Paris along the Seine, with skyscrapers outside the Peripherique. (Traveler Corner)
Claire Berlinski’s masterful summary of the sad situation in Paris is out in the latest City Journal under the title, “The Architectural Sacking of Paris.” I am looking also for Joe Queenan’s no doubt hilarious essay “London Beats Paris in the Tower Olympics,” but that is, alas, 1) behind the Wall Street Journal paywall and 2) from way back in 2012. I include the link in case some readers are WSJ subscribers. (If so, maybe someone will, bless you, cut-and-past a copy to me. Thank you in advance.)

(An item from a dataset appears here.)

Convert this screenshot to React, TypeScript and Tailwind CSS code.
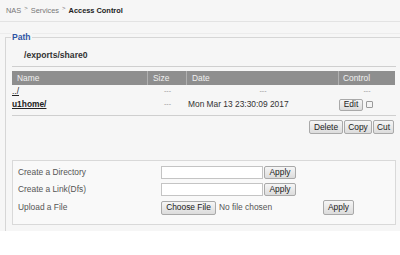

Berlinski’s article was sorely depressing in its description of the 2014 mayoral race that pitted Nathalie Kosciusko-Morizet, who opposed the gargantuan Tour Triangle project, against Socialist Anne Hidalgo, who wants to “rupture” Paris from its past and make it into another London, towers and all. Berlinski writes that the race was “notable for its cattiness.”
Polls show that 62 percent of Parisians oppose skyscrapers in their town, but the woman they should have supported lost. Berlinski, who lives in Paris, does not dwell on that, but also does not suggest that much in the way of mass protests or class-action suits are in the offing to try to sway Hidalgo from her Vandal-like plans.

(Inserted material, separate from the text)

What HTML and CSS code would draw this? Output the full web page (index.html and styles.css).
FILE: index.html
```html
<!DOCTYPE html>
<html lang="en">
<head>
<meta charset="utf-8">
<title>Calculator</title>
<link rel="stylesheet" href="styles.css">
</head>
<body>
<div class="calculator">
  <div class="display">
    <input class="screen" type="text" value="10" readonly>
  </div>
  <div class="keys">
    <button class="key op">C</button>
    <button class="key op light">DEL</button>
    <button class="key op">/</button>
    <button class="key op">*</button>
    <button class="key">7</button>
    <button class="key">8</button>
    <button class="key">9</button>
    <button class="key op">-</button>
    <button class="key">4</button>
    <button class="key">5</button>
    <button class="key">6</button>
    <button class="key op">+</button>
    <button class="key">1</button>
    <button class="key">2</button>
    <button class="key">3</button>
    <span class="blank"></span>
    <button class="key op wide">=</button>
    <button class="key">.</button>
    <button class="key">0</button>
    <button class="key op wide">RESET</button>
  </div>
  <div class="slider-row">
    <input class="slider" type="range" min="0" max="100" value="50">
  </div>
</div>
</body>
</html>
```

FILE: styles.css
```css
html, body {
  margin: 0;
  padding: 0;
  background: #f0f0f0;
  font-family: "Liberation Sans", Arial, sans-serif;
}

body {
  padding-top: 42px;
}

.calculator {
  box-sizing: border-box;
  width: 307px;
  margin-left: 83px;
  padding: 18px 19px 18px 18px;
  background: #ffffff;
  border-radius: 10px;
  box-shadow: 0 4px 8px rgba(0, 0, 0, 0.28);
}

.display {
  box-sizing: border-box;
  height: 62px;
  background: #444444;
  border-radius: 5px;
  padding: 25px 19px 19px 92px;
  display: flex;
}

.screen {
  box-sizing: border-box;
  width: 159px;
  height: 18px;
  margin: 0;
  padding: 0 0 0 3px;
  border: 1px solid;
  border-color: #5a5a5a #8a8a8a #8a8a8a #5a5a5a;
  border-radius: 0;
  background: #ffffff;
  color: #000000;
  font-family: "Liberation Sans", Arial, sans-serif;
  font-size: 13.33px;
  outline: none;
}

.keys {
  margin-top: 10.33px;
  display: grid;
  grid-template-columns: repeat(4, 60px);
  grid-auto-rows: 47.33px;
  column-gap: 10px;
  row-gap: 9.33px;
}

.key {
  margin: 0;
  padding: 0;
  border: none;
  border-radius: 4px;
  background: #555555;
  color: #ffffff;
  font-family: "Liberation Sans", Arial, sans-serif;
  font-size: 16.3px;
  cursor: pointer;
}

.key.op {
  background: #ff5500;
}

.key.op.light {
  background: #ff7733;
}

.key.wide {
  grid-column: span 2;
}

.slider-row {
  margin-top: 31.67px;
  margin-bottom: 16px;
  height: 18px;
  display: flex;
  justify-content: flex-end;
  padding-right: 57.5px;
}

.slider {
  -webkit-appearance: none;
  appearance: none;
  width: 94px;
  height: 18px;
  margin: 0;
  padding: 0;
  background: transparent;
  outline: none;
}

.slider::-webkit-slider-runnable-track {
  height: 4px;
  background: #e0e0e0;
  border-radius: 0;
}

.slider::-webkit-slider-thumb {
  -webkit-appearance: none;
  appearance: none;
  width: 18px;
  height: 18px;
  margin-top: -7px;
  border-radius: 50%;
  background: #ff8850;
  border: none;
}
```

A while back, my deep source on all things Parisian, Mary Campbell Gallagher, president of the International Coalition for the Preservation of Paris, wrote about a suit brought by lawyers against plans to move French legal agencies from the Isle de Paris into a proposed skyscraper. And in fact, SOS Paris (another group she is linked to) sued in October to stop the Triangle, and other organizations are seeking referenda on the skyscraper issue. She sent Berlinski’s piece to me via the TradArch list-serv, adding, “I hope the tide is turning.”
Who cannot harbor such a fond hope? But the future is dicey.

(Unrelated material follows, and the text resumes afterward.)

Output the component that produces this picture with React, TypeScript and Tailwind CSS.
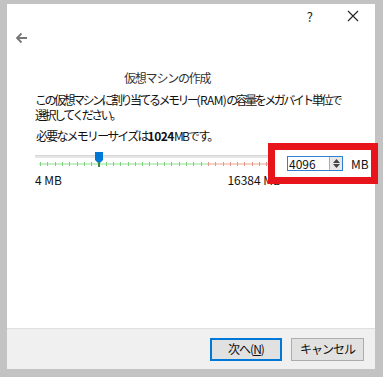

The past, however, is described in depth by Berlinski, who informs readers of the city’s roots as a Roman outpost (though that makes it sound like a stockade) up to the changes made by Georges-Eugène Haussmann, the city prefect under Napoleon III, and, more recently, the sordid history of the modernist assault on Parisian beauty. As Belinski points out, apologists for the tragedy now unfolding there like to assert that Haussmann brought “rupture” to Paris, too, but they neglect the fact that his style of rupture was productive, not destructive, of beauty.
The question is not whether Paris can prevent change – it “can’t remain pickled in aspic,” writes Berlinski, and should not want to – but why French architects think change and beauty are mutually exclusive. Haussmann proved that this need not be so.
Berlinski’s long essay seems never to end, but is so full of insight that at its conclusion we wish it never would.
[I expect shortly a note of update from MCG, delightfully written if not necessarily filled with delightful news. But one can hope! … Good news! MCG did indeed almost immediately send an update of anti-skyscraper activities, which I’ve incorporated above.]